Anyone who wants to put down teenagers hasn't met the ones I know. They make me laugh. They make me know we are doing some things right.

That was Saturday night and Sunday. On Friday I had a date with a blue-eyed blond, with tousled curls who likes nachos and ice cream at the ball park, but doesn't care about hot dogs or beer. He taught me about the relative speed of sliders and curve balls and split fingers. And to pay attention to how Clemens winds up. It was with brutal honesty though that he explained that the rally hat was embarrassing. Well heck. We were down 3-2!

"Does it really look bad?"

"Lets just say you've had better days."

Maybe, but not many.

Saturday, April 30, 2005

saturday morning

There is a wind blowing that I want to turn into a cliché about change and atmospheric pressure and storms. How lazy is that? Why not focus smaller, see the way the fronds from the Chinese fan palm click together like snapping fingers in a forest full of applause? Or the way the hair falls across your face when you look down, sheltering your eyes when it is too painful to look into mine? Or too honest? Easier to note the way that you stand, and turn to go.
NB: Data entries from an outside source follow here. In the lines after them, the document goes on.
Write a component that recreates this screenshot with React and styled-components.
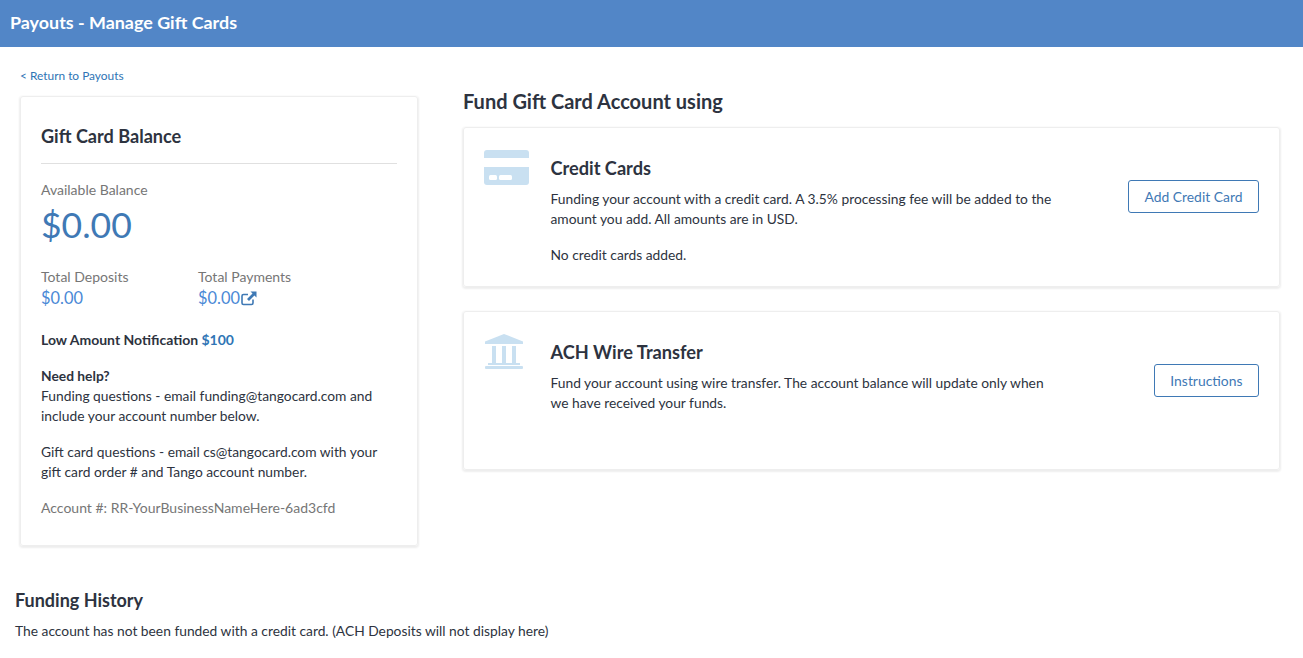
import React from "react";
import styled, { createGlobalStyle } from "styled-components";

const GlobalStyle = createGlobalStyle`
  html, body {
    margin: 0;
    padding: 0;
    background: #fff;
  }
  body {
    font-family: Lato, "Liberation Sans", sans-serif;
    color: #2d3340;
  }
  * {
    box-sizing: border-box;
  }
`;

const CardIcon = () => (
  <svg width="45" height="35" viewBox="0 0 45 35">
    <path d="M0 3a3 3 0 0 1 3-3h39a3 3 0 0 1 3 3v5H0z" fill="#c9e0f1" />
    <path d="M0 17h45v15a3 3 0 0 1-3 3H3a3 3 0 0 1-3-3z" fill="#c9e0f1" />
    <rect x="5" y="25" width="8" height="5" rx="1.5" fill="#fff" />
    <rect x="15" y="25" width="13" height="5" rx="1.5" fill="#fff" />
  </svg>
);

const BankIcon = () => (
  <svg width="39" height="35" viewBox="-1 0 39 35">
    <path d="M19 0 38 7.5V10H0V7.5z" fill="#c9e0f1" />
    <rect x="7" y="12" width="4" height="17" fill="#c9e0f1" />
    <rect x="17" y="12" width="4" height="17" fill="#c9e0f1" />
    <rect x="27" y="12" width="4" height="17" fill="#c9e0f1" />
    <rect x="3" y="29" width="32" height="2" fill="#c9e0f1" />
    <rect x="0" y="32" width="38" height="3" rx="1" fill="#c9e0f1" />
  </svg>
);

const ExternalIcon = () => (
  <svg width="16" height="15" viewBox="0 0 16 15" fill="none">
    <path
      d="M12 8.5V12a1.5 1.5 0 0 1-1.5 1.5h-8A1.5 1.5 0 0 1 1 12V5a1.5 1.5 0 0 1 1.5-1.5H7"
      stroke="#3f79b5"
      strokeWidth="1.6"
    />
    <path d="M9.5 0.5H15.5V6.5L13.4 4.5 8 10 6 8 11.5 2.5z" fill="#3f79b5" />
  </svg>
);

const App = () => {
  return (
    <>
      <GlobalStyle />
      <Header>Payouts - Manage Gift Cards</Header>
      <Content>
        <Columns>
          <LeftColumn>
            <BackLink href="#">&lt; Return to Payouts</BackLink>
            <BalanceCard>
              <BalanceTitle>Gift Card Balance</BalanceTitle>
              <Muted>Available Balance</Muted>
              <BigAmount>$0.00</BigAmount>
              <Totals>
                <TotalItem>
                  <Muted>Total Deposits</Muted>
                  <Amount>$0.00</Amount>
                </TotalItem>
                <TotalItem>
                  <Muted>Total Payments</Muted>
                  <Amount>
                    $0.00
                    <ExternalIcon />
                  </Amount>
                </TotalItem>
              </Totals>
              <Notification>
                Low Amount Notification <span>$100</span>
              </Notification>
              <HelpTitle>Need help?</HelpTitle>
              <Paragraph>
                Funding questions - email funding@tangocard.com and include your
                account number below.
              </Paragraph>
              <Paragraph>
                Gift card questions - email cs@tangocard.com with your gift card
                order # and Tango account number.
              </Paragraph>
              <Muted>Account #: RR-YourBusinessNameHere-6ad3cfd</Muted>
            </BalanceCard>
          </LeftColumn>
          <RightColumn>
            <FundTitle>Fund Gift Card Account using</FundTitle>
            <MethodCard $height={160}>
              <IconSlot>
                <CardIcon />
              </IconSlot>
              <MethodBody>
                <MethodTitle>Credit Cards</MethodTitle>
                <MethodText>
                  Funding your account with a credit card. A 3.5% processing fee
                  will be added to the amount you add. All amounts are in USD.
                </MethodText>
                <MethodNote>No credit cards added.</MethodNote>
              </MethodBody>
              <OutlineButton>Add Credit Card</OutlineButton>
            </MethodCard>
            <MethodCard $height={159}>
              <IconSlot>
                <BankIcon />
              </IconSlot>
              <MethodBody>
                <MethodTitle>ACH Wire Transfer</MethodTitle>
                <MethodText>
                  Fund your account using wire transfer. The account balance
                  will update only when we have received your funds.
                </MethodText>
              </MethodBody>
              <OutlineButton>Instructions</OutlineButton>
            </MethodCard>
          </RightColumn>
        </Columns>
        <History>
          <HistoryTitle>Funding History</HistoryTitle>
          <HistoryText>
            The account has not been funded with a credit card. (ACH Deposits
            will not display here)
          </HistoryText>
        </History>
      </Content>
    </>
  );
};

const Header = styled.header`
  height: 47px;
  background: #5286c7;
  color: #fff;
  font-size: 17.9px;
  font-weight: 700;
  line-height: 45px;
  padding-left: 10px;
`;

const Content = styled.main`
  padding: 0 15px;
`;

const Columns = styled.div`
  display: flex;
  padding: 0 8px 0 5px;
  gap: 45px;
`;

const LeftColumn = styled.section`
  width: 398px;
  flex: none;
`;

const BackLink = styled.a`
  display: block;
  margin-top: 22px;
  height: 27px;
  font-size: 11.9px;
  line-height: 14px;
  color: #2f75b5;
  text-decoration: none;
`;

const BalanceCard = styled.div`
  height: 450px;
  padding: 27px 20px 0 20px;
  border: 1px solid #eeeeee;
  border-radius: 3px;
  box-shadow: 0 1px 2px 1px rgba(0, 0, 0, 0.07);
  font-size: 13.8px;
  line-height: 20px;
`;

const BalanceTitle = styled.h2`
  margin: 0 0 16px;
  padding-bottom: 15px;
  border-bottom: 1px solid #e0e0e0;
  font-size: 18.1px;
  line-height: 24px;
  font-weight: 700;
`;

const Muted = styled.div`
  color: #767676;
  font-size: 14px;
  line-height: 20px;
`;

const BigAmount = styled.div`
  margin-top: 2px;
  font-size: 35.5px;
  line-height: 46px;
  color: #3f79b5;
`;

const Totals = styled.div`
  display: flex;
  margin-top: 19px;
`;

const TotalItem = styled.div`
  width: 157px;
`;

const Amount = styled.div`
  display: flex;
  align-items: center;
  gap: 1px;
  font-size: 16.4px;
  line-height: 22px;
  color: #4a89d6;
`;

const Notification = styled.div`
  margin-top: 21px;
  font-size: 14px;
  font-weight: 700;

  span {
    color: #2f75b5;
  }
`;

const HelpTitle = styled.div`
  margin-top: 16px;
  font-weight: 700;
`;

const Paragraph = styled.p`
  margin: 0 0 16px;
`;

const RightColumn = styled.section`
  flex: 1;
  padding-top: 41px;
`;

const FundTitle = styled.h2`
  margin: 0 0 13px;
  font-size: 20px;
  line-height: 26px;
  font-weight: 700;
`;

const MethodCard = styled.div`
  display: flex;
  align-items: flex-start;
  height: ${(p) => p.$height}px;
  margin-bottom: 24px;
  padding: 22px 20px 0 20px;
  border: 1px solid #eeeeee;
  border-radius: 3px;
  box-shadow: 0 1px 2px 1px rgba(0, 0, 0, 0.07);
`;

const IconSlot = styled.div`
  width: 66.5px;
  flex: none;
`;

const MethodBody = styled.div`
  flex: 1;
`;

const MethodTitle = styled.h3`
  margin: 6px 0 9px;
  font-size: 18.2px;
  line-height: 24px;
  font-weight: 700;
`;

const MethodText = styled.p`
  margin: 0;
  max-width: 505px;
  font-size: 13.8px;
  line-height: 20px;
`;

const MethodNote = styled.p`
  margin: 16px 0 0;
  font-size: 13.8px;
  line-height: 20px;
`;

const OutlineButton = styled.button`
  flex: none;
  height: 33px;
  margin-top: 30px;
  padding: 0 15.5px;
  border: 1px solid #3f79b5;
  border-radius: 3px;
  background: #fff;
  color: #3f79b5;
  font-family: inherit;
  font-size: 13.9px;
`;

const History = styled.section`
  margin-top: 42px;
`;

const HistoryTitle = styled.h2`
  margin: 0 0 9px;
  font-size: 18px;
  line-height: 24px;
  font-weight: 700;
`;

const HistoryText = styled.p`
  margin: 0;
  font-size: 13.8px;
  line-height: 20px;
`;

export default App;
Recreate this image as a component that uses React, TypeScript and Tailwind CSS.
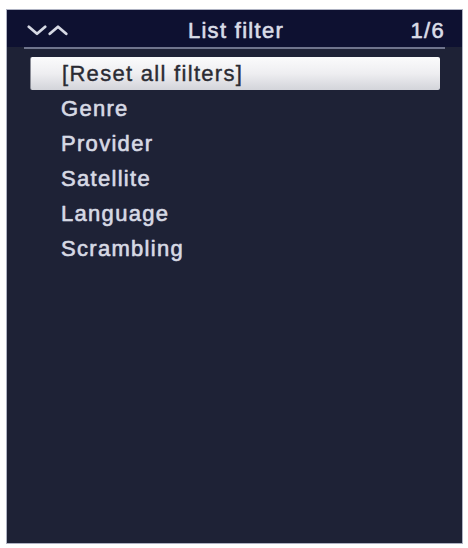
import React from "react";

const items = ["Genre", "Provider", "Satellite", "Language", "Scrambling"];

export default function App() {
  return (
    <div
      className="w-[468px] h-[548px] bg-white pt-[9px] pl-[6px]"
      style={{ fontFamily: '"Liberation Sans", Arial, sans-serif' }}
    >
      <div className="w-[457px] h-[535px] bg-[#1e2236] border border-[#aeb2c2] flex flex-col">
        <div className="h-[37px] bg-[#0e1131] flex items-center pt-[3px] pl-[20px] pr-[17px] text-[22px] tracking-[1.3px] text-[#d9dce6] [-webkit-text-stroke:0.45px_#d9dce6] [text-shadow:0_0_1px_rgba(217,220,230,0.6)]">
          <div className="w-[90px] flex items-center">
            <svg width="42" height="11" viewBox="0 0 42 11" fill="none">
              <path d="M1.8 1.8 L10 8.8 L18.2 1.8" stroke="#d6d9e4" strokeWidth="2.8" strokeLinecap="round" strokeLinejoin="round" />
              <path d="M22.8 8.8 L31 1.8 L39.2 8.8" stroke="#d6d9e4" strokeWidth="2.8" strokeLinecap="round" strokeLinejoin="round" />
            </svg>
          </div>
          <div className="flex-1 text-center">List filter</div>
          <div className="w-[90px] text-right">1/6</div>
        </div>
        <div className="h-[1.5px] mx-[17px] bg-[#6f748c]" />
        <div className="flex flex-col mt-[7px] text-[22px] tracking-[1.3px]">
          <div className="h-[35px] flex items-center">
            <div className="ml-[23px] w-[410px] h-[33px] flex items-center pl-[31px] rounded-[2px] bg-gradient-to-b from-[#fbfbfc] via-[#eeeef1] to-[#d3d4da] border-l border-[#8a8c96] text-[#2a2b33] [-webkit-text-stroke:0.4px_#2a2b33]">
              [Reset all filters]
            </div>
          </div>
          {items.map((t) => (
            <div
              key={t}
              className="h-[35px] flex items-center pl-[54px] text-[#d6d9e4] [-webkit-text-stroke:0.45px_#d6d9e4] [text-shadow:0_0_1px_rgba(214,217,228,0.6)]"
            >
              {t}
            </div>
          ))}
        </div>
      </div>
    </div>
  );
}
Cliché. I want to fall back on you, write silly genre pieces that won't disturb anyone for long, leave your impressions of me intact, leave you untouched in anyplace that matters at all. But I can't. I can't settle for surface tension when beneath the water, deep, deep down there is a current, warm to the touch, steady, strong, that carries me to places you can't see from up there, a current once touched that won't release me until I've found the source of things, and then I am afraid to discover that there is no source of things, that it is all cyclical, circular, hop-on-let's-go-around-again the same.

So I choose. I pick a cliché here, a bud to slip into a crystal vase, a bit of green for contrast and let it be. But it is so lonely.

I awaken aroused, an image behind my eyelids I don't want to let go, Words that I know I need to write down … gentle words from an outlaw that don't belong there, the kind of contrast that makes me stop, listen, beg. I tremble, worried that any one spoken will change the tenuous balance, make you disappear, make you weep.

I don't want to open my eyes. I don't want to see that when I do the cat still lies at the foot of the bed, the dog beneath, each tuned to every movement I make, each guarding that what I do is only that which they can predict. It is too early, they will know that, and all the passion in the world won't matter if I disrupt someone's or something's routine.

There is a storm coming in from the Gulf, and the pressure changes again, the wind chills and I carry the energy of this naked moment with me to the tasks at hand, and all that I know for sure is that change is necessary, change is perfect. And that I owe nothing to the sunrise, and much to the dark.